Description of the task
Word for word, print each line of the listing below; pictures stay out.

--------

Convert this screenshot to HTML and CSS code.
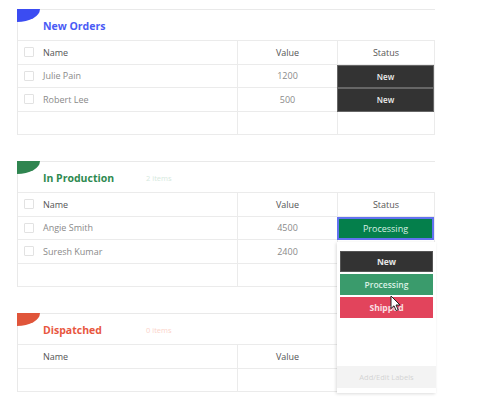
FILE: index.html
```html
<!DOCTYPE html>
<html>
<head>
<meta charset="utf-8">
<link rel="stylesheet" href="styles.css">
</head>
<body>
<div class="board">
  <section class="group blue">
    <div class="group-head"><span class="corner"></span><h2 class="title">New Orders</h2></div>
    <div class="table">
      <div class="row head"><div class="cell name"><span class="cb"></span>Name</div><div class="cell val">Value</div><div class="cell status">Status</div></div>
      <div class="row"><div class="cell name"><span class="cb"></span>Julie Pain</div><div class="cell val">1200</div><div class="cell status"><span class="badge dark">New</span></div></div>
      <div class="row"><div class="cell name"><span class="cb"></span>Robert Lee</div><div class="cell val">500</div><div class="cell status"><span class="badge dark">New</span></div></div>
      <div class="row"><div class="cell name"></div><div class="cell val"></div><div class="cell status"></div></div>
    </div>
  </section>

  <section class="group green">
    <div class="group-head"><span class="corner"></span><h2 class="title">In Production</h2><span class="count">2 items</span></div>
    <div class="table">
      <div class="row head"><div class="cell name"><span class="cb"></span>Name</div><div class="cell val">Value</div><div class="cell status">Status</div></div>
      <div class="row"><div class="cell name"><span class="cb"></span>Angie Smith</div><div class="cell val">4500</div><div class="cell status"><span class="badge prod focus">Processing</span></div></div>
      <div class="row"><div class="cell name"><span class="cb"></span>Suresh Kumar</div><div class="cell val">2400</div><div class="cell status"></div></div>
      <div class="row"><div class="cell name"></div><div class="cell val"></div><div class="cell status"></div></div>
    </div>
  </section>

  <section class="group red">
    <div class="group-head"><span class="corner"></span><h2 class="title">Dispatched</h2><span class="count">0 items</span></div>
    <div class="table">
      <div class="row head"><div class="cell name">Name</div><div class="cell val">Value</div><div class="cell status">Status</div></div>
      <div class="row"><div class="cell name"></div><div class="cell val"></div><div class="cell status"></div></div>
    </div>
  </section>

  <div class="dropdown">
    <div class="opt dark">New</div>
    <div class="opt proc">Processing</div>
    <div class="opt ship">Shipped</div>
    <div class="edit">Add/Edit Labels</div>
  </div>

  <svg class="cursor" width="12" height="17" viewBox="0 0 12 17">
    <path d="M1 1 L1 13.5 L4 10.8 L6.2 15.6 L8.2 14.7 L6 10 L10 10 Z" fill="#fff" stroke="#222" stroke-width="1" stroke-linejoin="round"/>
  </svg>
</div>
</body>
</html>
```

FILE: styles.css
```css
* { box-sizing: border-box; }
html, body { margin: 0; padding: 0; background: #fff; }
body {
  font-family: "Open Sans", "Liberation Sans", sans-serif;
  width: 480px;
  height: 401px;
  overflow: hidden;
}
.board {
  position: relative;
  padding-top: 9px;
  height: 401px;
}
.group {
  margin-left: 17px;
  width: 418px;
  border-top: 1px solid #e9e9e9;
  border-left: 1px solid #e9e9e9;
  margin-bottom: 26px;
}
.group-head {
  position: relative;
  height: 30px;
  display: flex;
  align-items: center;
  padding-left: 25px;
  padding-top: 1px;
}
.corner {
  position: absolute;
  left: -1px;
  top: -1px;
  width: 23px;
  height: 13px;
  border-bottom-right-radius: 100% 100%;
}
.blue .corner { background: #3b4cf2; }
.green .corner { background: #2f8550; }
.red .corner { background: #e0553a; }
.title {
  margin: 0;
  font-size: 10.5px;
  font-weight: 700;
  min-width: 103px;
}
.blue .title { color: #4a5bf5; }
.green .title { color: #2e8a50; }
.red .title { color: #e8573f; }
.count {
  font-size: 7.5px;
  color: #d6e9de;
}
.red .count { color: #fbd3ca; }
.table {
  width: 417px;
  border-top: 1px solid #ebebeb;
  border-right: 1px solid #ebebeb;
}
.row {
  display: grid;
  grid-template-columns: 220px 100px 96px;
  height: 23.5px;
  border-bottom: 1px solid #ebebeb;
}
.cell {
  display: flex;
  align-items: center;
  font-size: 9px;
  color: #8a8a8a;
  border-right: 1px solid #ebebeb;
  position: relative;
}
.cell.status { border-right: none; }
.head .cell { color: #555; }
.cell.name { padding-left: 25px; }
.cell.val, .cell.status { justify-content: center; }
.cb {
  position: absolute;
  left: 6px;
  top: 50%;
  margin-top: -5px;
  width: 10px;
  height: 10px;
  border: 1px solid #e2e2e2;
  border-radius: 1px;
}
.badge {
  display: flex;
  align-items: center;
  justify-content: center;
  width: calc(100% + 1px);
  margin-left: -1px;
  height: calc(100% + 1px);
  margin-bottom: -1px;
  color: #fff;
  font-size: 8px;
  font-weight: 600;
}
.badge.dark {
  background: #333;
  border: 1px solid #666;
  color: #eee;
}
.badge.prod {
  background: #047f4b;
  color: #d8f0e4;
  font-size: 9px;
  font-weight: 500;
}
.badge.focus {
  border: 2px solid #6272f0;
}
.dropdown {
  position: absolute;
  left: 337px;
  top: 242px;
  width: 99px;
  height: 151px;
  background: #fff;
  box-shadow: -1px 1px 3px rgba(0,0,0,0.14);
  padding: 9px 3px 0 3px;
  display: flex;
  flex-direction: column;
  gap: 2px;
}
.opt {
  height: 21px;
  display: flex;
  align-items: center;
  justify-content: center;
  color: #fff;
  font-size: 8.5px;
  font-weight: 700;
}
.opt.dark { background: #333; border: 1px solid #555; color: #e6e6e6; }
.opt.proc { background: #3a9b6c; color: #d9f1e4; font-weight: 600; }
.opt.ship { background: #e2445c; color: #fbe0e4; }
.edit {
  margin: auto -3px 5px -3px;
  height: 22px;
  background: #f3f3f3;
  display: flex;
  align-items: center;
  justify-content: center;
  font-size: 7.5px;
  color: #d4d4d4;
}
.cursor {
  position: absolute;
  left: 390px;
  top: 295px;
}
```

--------

Solution
Convert this screenshot to HTML and CSS code.
FILE: index.html
```html
<!DOCTYPE html>
<html>
<head>
<meta charset="utf-8">
<link rel="stylesheet" href="styles.css">
</head>
<body>
<div class="board">
  <section class="group blue">
    <div class="group-head"><span class="corner"></span><h2 class="title">New Orders</h2></div>
    <div class="table">
      <div class="row head"><div class="cell name"><span class="cb"></span>Name</div><div class="cell val">Value</div><div class="cell status">Status</div></div>
      <div class="row"><div class="cell name"><span class="cb"></span>Julie Pain</div><div class="cell val">1200</div><div class="cell status"><span class="badge dark">New</span></div></div>
      <div class="row"><div class="cell name"><span class="cb"></span>Robert Lee</div><div class="cell val">500</div><div class="cell status"><span class="badge dark">New</span></div></div>
      <div class="row"><div class="cell name"></div><div class="cell val"></div><div class="cell status"></div></div>
    </div>
  </section>

  <section class="group green">
    <div class="group-head"><span class="corner"></span><h2 class="title">In Production</h2><span class="count">2 items</span></div>
    <div class="table">
      <div class="row head"><div class="cell name"><span class="cb"></span>Name</div><div class="cell val">Value</div><div class="cell status">Status</div></div>
      <div class="row"><div class="cell name"><span class="cb"></span>Angie Smith</div><div class="cell val">4500</div><div class="cell status"><span class="badge prod focus">Processing</span></div></div>
      <div class="row"><div class="cell name"><span class="cb"></span>Suresh Kumar</div><div class="cell val">2400</div><div class="cell status"></div></div>
      <div class="row"><div class="cell name"></div><div class="cell val"></div><div class="cell status"></div></div>
    </div>
  </section>

  <section class="group red">
    <div class="group-head"><span class="corner"></span><h2 class="title">Dispatched</h2><span class="count">0 items</span></div>
    <div class="table">
      <div class="row head"><div class="cell name">Name</div><div class="cell val">Value</div><div class="cell status">Status</div></div>
      <div class="row"><div class="cell name"></div><div class="cell val"></div><div class="cell status"></div></div>
    </div>
  </section>

  <div class="dropdown">
    <div class="opt dark">New</div>
    <div class="opt proc">Processing</div>
    <div class="opt ship">Shipped</div>
    <div class="edit">Add/Edit Labels</div>
  </div>

  <svg class="cursor" width="12" height="17" viewBox="0 0 12 17">
    <path d="M1 1 L1 13.5 L4 10.8 L6.2 15.6 L8.2 14.7 L6 10 L10 10 Z" fill="#fff" stroke="#222" stroke-width="1" stroke-linejoin="round"/>
  </svg>
</div>
</body>
</html>
```

FILE: styles.css
```css
* { box-sizing: border-box; }
html, body { margin: 0; padding: 0; background: #fff; }
body {
  font-family: "Open Sans", "Liberation Sans", sans-serif;
  width: 480px;
  height: 401px;
  overflow: hidden;
}
.board {
  position: relative;
  padding-top: 9px;
  height: 401px;
}
.group {
  margin-left: 17px;
  width: 418px;
  border-top: 1px solid #e9e9e9;
  border-left: 1px solid #e9e9e9;
  margin-bottom: 26px;
}
.group-head {
  position: relative;
  height: 30px;
  display: flex;
  align-items: center;
  padding-left: 25px;
  padding-top: 1px;
}
.corner {
  position: absolute;
  left: -1px;
  top: -1px;
  width: 23px;
  height: 13px;
  border-bottom-right-radius: 100% 100%;
}
.blue .corner { background: #3b4cf2; }
.green .corner { background: #2f8550; }
.red .corner { background: #e0553a; }
.title {
  margin: 0;
  font-size: 10.5px;
  font-weight: 700;
  min-width: 103px;
}
.blue .title { color: #4a5bf5; }
.green .title { color: #2e8a50; }
.red .title { color: #e8573f; }
.count {
  font-size: 7.5px;
  color: #d6e9de;
}
.red .count { color: #fbd3ca; }
.table {
  width: 417px;
  border-top: 1px solid #ebebeb;
  border-right: 1px solid #ebebeb;
}
.row {
  display: grid;
  grid-template-columns: 220px 100px 96px;
  height: 23.5px;
  border-bottom: 1px solid #ebebeb;
}
.cell {
  display: flex;
  align-items: center;
  font-size: 9px;
  color: #8a8a8a;
  border-right: 1px solid #ebebeb;
  position: relative;
}
.cell.status { border-right: none; }
.head .cell { color: #555; }
.cell.name { padding-left: 25px; }
.cell.val, .cell.status { justify-content: center; }
.cb {
  position: absolute;
  left: 6px;
  top: 50%;
  margin-top: -5px;
  width: 10px;
  height: 10px;
  border: 1px solid #e2e2e2;
  border-radius: 1px;
}
.badge {
  display: flex;
  align-items: center;
  justify-content: center;
  width: calc(100% + 1px);
  margin-left: -1px;
  height: calc(100% + 1px);
  margin-bottom: -1px;
  color: #fff;
  font-size: 8px;
  font-weight: 600;
}
.badge.dark {
  background: #333;
  border: 1px solid #666;
  color: #eee;
}
.badge.prod {
  background: #047f4b;
  color: #d8f0e4;
  font-size: 9px;
  font-weight: 500;
}
.badge.focus {
  border: 2px solid #6272f0;
}
.dropdown {
  position: absolute;
  left: 337px;
  top: 242px;
  width: 99px;
  height: 151px;
  background: #fff;
  box-shadow: -1px 1px 3px rgba(0,0,0,0.14);
  padding: 9px 3px 0 3px;
  display: flex;
  flex-direction: column;
  gap: 2px;
}
.opt {
  height: 21px;
  display: flex;
  align-items: center;
  justify-content: center;
  color: #fff;
  font-size: 8.5px;
  font-weight: 700;
}
.opt.dark { background: #333; border: 1px solid #555; color: #e6e6e6; }
.opt.proc { background: #3a9b6c; color: #d9f1e4; font-weight: 600; }
.opt.ship { background: #e2445c; color: #fbe0e4; }
.edit {
  margin: auto -3px 5px -3px;
  height: 22px;
  background: #f3f3f3;
  display: flex;
  align-items: center;
  justify-content: center;
  font-size: 7.5px;
  color: #d4d4d4;
}
.cursor {
  position: absolute;
  left: 390px;
  top: 295px;
}
```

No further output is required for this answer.